The conceptual re-evaluation of calligraphy and the reinvention of the scholar painter tradition is exemplified in the work of which Xu Bing and Gu Wenda. In his ground-breaking Book From the Sky series (Lot 1598), Xu meticulously de-constructed the component parts of the Chinese language, inventing a script that resembled Chinese but that was completely unintelligible. With these new "characters", Xu created hanging scrolls, bound sutras, and exegetical texts in the traditional manner, producing an overwhelming a sea of meaningless and maddening discourse. The bound set of four texts featured here (Lot 1616) deftly highlights the viewer's taken-for-granted assumptions about knowledge, meaning, and communication, while indirectly reminding us of the level of suspicion that had developed around the written word in the communist era. Similarly, Gu Wenda's experimental calligraphy emerged from his study of classical and archaic scripts, which the artist would then alter and re-invent in large scale scrolls. His The Mythos of Lost Dynasties Series (Lot 1606) were reminiscent of the Big Character posters from the Cultural Revolution period, but also suggested the ways in which China's traditional culture had become unrecognizable and foreign even to the Chinese themselves. This interest in history, communication and language in Gu's work evolved to include such works as Meta-Morphosis No. B-1 (Lot 1617), wherein the artist renders his archaic calligraphic forms entirely in human hair collected from around the world, suggesting forms of knowledge and communication that transcend the limits of history and culture.

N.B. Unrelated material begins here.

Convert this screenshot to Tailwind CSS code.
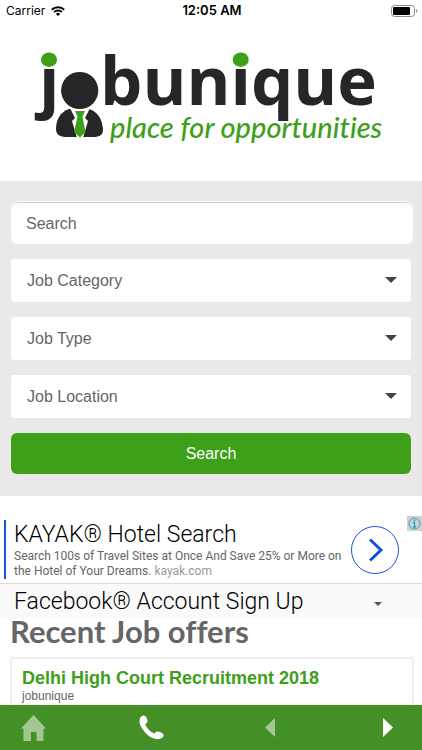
<!DOCTYPE html>
<html lang="en">
<head>
<meta charset="utf-8">
<meta name="viewport" content="width=device-width, initial-scale=1">
<title>Jobunique</title>
<script src="https://cdn.jsdelivr.net/npm/@tailwindcss/browser@4"></script>
</head>
<body class="flex h-screen flex-col bg-white font-['Liberation_Sans',Arial,sans-serif]">
  <div class="grid h-[22px] shrink-0 grid-cols-3 items-center pr-1 pl-[6px] font-['Inter',sans-serif] text-xs text-black">
    <div class="flex items-center gap-[6px]">
      <span>Carrier</span>
      <svg class="h-[10px] w-[14px]" viewBox="0 0 14 10" fill="none" stroke="#000" stroke-width="2" aria-label="Wi-Fi"><path d="M.8 3.7a8.800 8.800 0 0 1 12.400 0M3.100 6.100a5.500 5.500 0 0 1 7.800 0"/><path d="M7 10 4.900 7.900a3 3 0 0 1 4.200 0z" fill="#000" stroke="none"/></svg>
    </div>
    <time class="text-center text-[13px] font-semibold">12:05 AM</time>
    <svg class="h-3 w-[27px] justify-self-end" viewBox="0 0 27 12" aria-label="Battery"><rect x=".5" y=".5" width="23" height="11" rx="3" fill="#fff" stroke="#8c8c8c"/><rect x="2" y="2" width="17" height="8" rx="1" fill="#000"/><path d="M25 4v4c2-1 2-3 0-4" fill="#999"/></svg>
  </div>

  <main class="min-h-0 flex-1 overflow-y-auto [scrollbar-width:none]">
    <header class="h-[159px]">
      <a href="#" aria-label="jobunique, place for opportunities" class="mx-auto block w-[422px] max-w-full">
        <svg class="w-full" viewBox="0 22 422 138">
          <g font-family="Open Sans, sans-serif" font-weight="700" font-size="67" fill="#262626">
            <text x="39" y="105">j</text>
            <text x="100" y="105">bunique</text>
          </g>
          <ellipse cx="49" cy="59.700" rx="8" ry="7.300" fill="#3da018"/>
          <ellipse cx="240.700" cy="59.700" rx="8" ry="7.300" fill="#3da018"/>
          <path d="M69 109C60 112 56 120 56 129C56 135 60 137 67 137H93C100 137 103 135 103 129C102 119 98 112 89 109Z" fill="#262626"/>
          <path d="M70 108L75 118 72 121 77 138H83L88 121 85 118 90 108Z" fill="#fff"/>
          <path d="M75 111H85L82.500 116.500 85.500 132 80 137.500 74 132 77.500 116.500Z" fill="#3da018"/>
          <circle cx="79.700" cy="90.500" r="20" fill="#fff"/>
          <circle cx="79.700" cy="90.500" r="18.600" fill="#262626"/>
          <text x="110" y="138" class="[font-variant-ligatures:none]" font-family="Lato, sans-serif" font-style="italic" font-weight="500" font-size="29" fill="#3da018">place for opportunities</text>
        </svg>
      </a>
    </header>

    <form class="flex flex-col gap-[15px] bg-[#eae8e9] px-[11px] pt-5 pb-[22px] text-base text-[#666]">
      <input type="search" aria-label="Search" placeholder="Search" class="-mr-[2px] h-[43px] appearance-none rounded-md border border-white bg-white px-[14px] pt-[2px] shadow-[inset_0_1px_0_#ccc] placeholder:text-[#666] placeholder:opacity-100">
      <div class="relative">
        <select aria-label="Job Category" class="block h-[43px] w-full appearance-none rounded-[3px] bg-white px-4"><option>Job Category</option></select>
        <svg class="pointer-events-none absolute top-[18px] right-[14px] h-[6px] w-3" viewBox="0 0 12 6"><path d="M0 0h12L6 6z" fill="#444"/></svg>
      </div>
      <div class="relative">
        <select aria-label="Job Type" class="block h-[43px] w-full appearance-none rounded-[3px] bg-white px-4"><option>Job Type</option></select>
        <svg class="pointer-events-none absolute top-[18px] right-[14px] h-[6px] w-3" viewBox="0 0 12 6"><path d="M0 0h12L6 6z" fill="#444"/></svg>
      </div>
      <div class="relative">
        <select aria-label="Job Location" class="block h-[43px] w-full appearance-none rounded-[3px] bg-white px-4"><option>Job Location</option></select>
        <svg class="pointer-events-none absolute top-[18px] right-[14px] h-[6px] w-3" viewBox="0 0 12 6"><path d="M0 0h12L6 6z" fill="#444"/></svg>
      </div>
      <button type="submit" class="h-[41px] rounded-md bg-[#3da018] text-white">Search</button>
    </form>

    <section aria-label="Advertisements" class="font-['Roboto',sans-serif] font-light">
      <div class="relative flex h-[88px] items-center border-b border-[#ddd] pt-6 pr-[23px] pb-1 pl-1">
        <div class="h-[59px] flex-1 border-l-2 border-[#1a53dc] pl-2">
          <a href="#" class="block text-[23px] leading-[29px] whitespace-nowrap text-black">KAYAK® Hotel Search</a>
          <p class="text-xs leading-[15px] font-normal text-[#666]">Search 100s of Travel Sites at Once And Save 25% or More on the Hotel of Your Dreams. <a href="#" class="text-[#999]">kayak.com</a></p>
        </div>
        <a href="#" aria-label="Open KAYAK" class="ml-[6px] size-12 shrink-0"><svg viewBox="0 0 48 48" fill="none"><circle cx="24" cy="24" r="23.500" stroke="#1a53dc"/><path d="M19 13.500 30 24 19 34.500" stroke="#1250dc" stroke-width="3"/></svg></a>
        <a href="#" aria-label="Ad information" class="absolute top-5 right-0 size-[15px] bg-[#d0d0d6]"><svg viewBox="0 0 15 15" fill="none" stroke="#20a4b4"><circle cx="7.500" cy="7.500" r="5.500"/><path d="M7.500 3.500v1.500M6 6.500h1.500v4.500M6 11h3" stroke-width="1.300"/></svg></a>
      </div>
      <div class="flex h-[34px] items-center justify-between bg-[#fafafa] pt-[2px] pr-10 pl-[14px]">
        <a href="#" class="text-[23px] leading-8 text-black">Facebook® Account Sign Up</a>
        <button type="button" aria-label="More" class="pt-1"><svg class="h-1 w-2" viewBox="0 0 8 4"><path d="M0 0h8L4 4z" fill="#555"/></svg></button>
      </div>
    </section>

    <section class="px-[10px]">
      <h2 class="font-['Lato',sans-serif] text-[31px] leading-[27px] font-bold text-[#666] [font-variant-ligatures:none]">Recent Job offers</h2>
      <article class="-mr-[2px] mt-3 h-20 border-2 border-[#f0f0f0] px-[10px] pt-[9px]">
        <h3 class="text-lg leading-5 font-bold text-[#3da018]"><a href="#">Delhi High Court Recruitment 2018</a></h3>
        <p class="text-xs leading-4 text-[#666]">jobunique</p>
      </article>
    </section>
  </main>

  <nav aria-label="Toolbar" class="flex h-[45px] shrink-0 items-center justify-between bg-[#449027] px-[21px] text-white">
    <a href="#" aria-label="Home" class="opacity-50"><svg class="h-[26px] w-[25px]" viewBox="0 0 25 26" fill="currentColor"><path d="M12.500 0 25 13.500H22.500V26H15.500V17H10V26H2.500V13.500H0z"/></svg></a>
    <a href="#" aria-label="Call"><svg class="size-[25px]" viewBox="0 0 25 25" fill="currentColor"><path d="M3.500.8C5.500 0 7 1 8 4c.9 2.700.5 4-1.800 5.100 1.300 4 5 8 9.300 9.500 1.300-2.400 2.800-2.600 5.500-1.500 3.600 1.500 4.600 3.200 3 5-2.200 2.500-6.500 2.800-10.500 1C7.500 20.400 1.500 13 .6 7.500.2 4.500 1.200 1.700 3.500.8z"/></svg></a>
    <button type="button" aria-label="Back" class="flex w-[25px] justify-center opacity-50"><svg class="h-[19px] w-[10px]" viewBox="0 0 10 19" fill="currentColor"><path d="M10 0v19L0 9.500z"/></svg></button>
    <button type="button" aria-label="Forward" class="flex w-[25px] justify-center"><svg class="h-[19px] w-[10px]" viewBox="0 0 10 19" fill="currentColor"><path d="M0 0v19l10-9.500z"/></svg></button>
  </nav>
</body>
</html>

It is testimony to the richness and depth of new Chinese art that it cannot be neatly divided into discreet movements and trends. Artists working in wildly different styles can be seen to nonetheless be operating from similar positions of self-reflexive and conceptual rigor. On the one hand, their works represent a wholesale re-evaluation of a vast cultural and aesthetic history, while on the other hand finding new and unexplored terrain through appropriating and re-working both Eastern and Western art practice and theory, and it is a rare and extraordinary opportunity to be able to witness these currents and cross-currents moving through a collection like that of Mr & Mrs. Schiller's.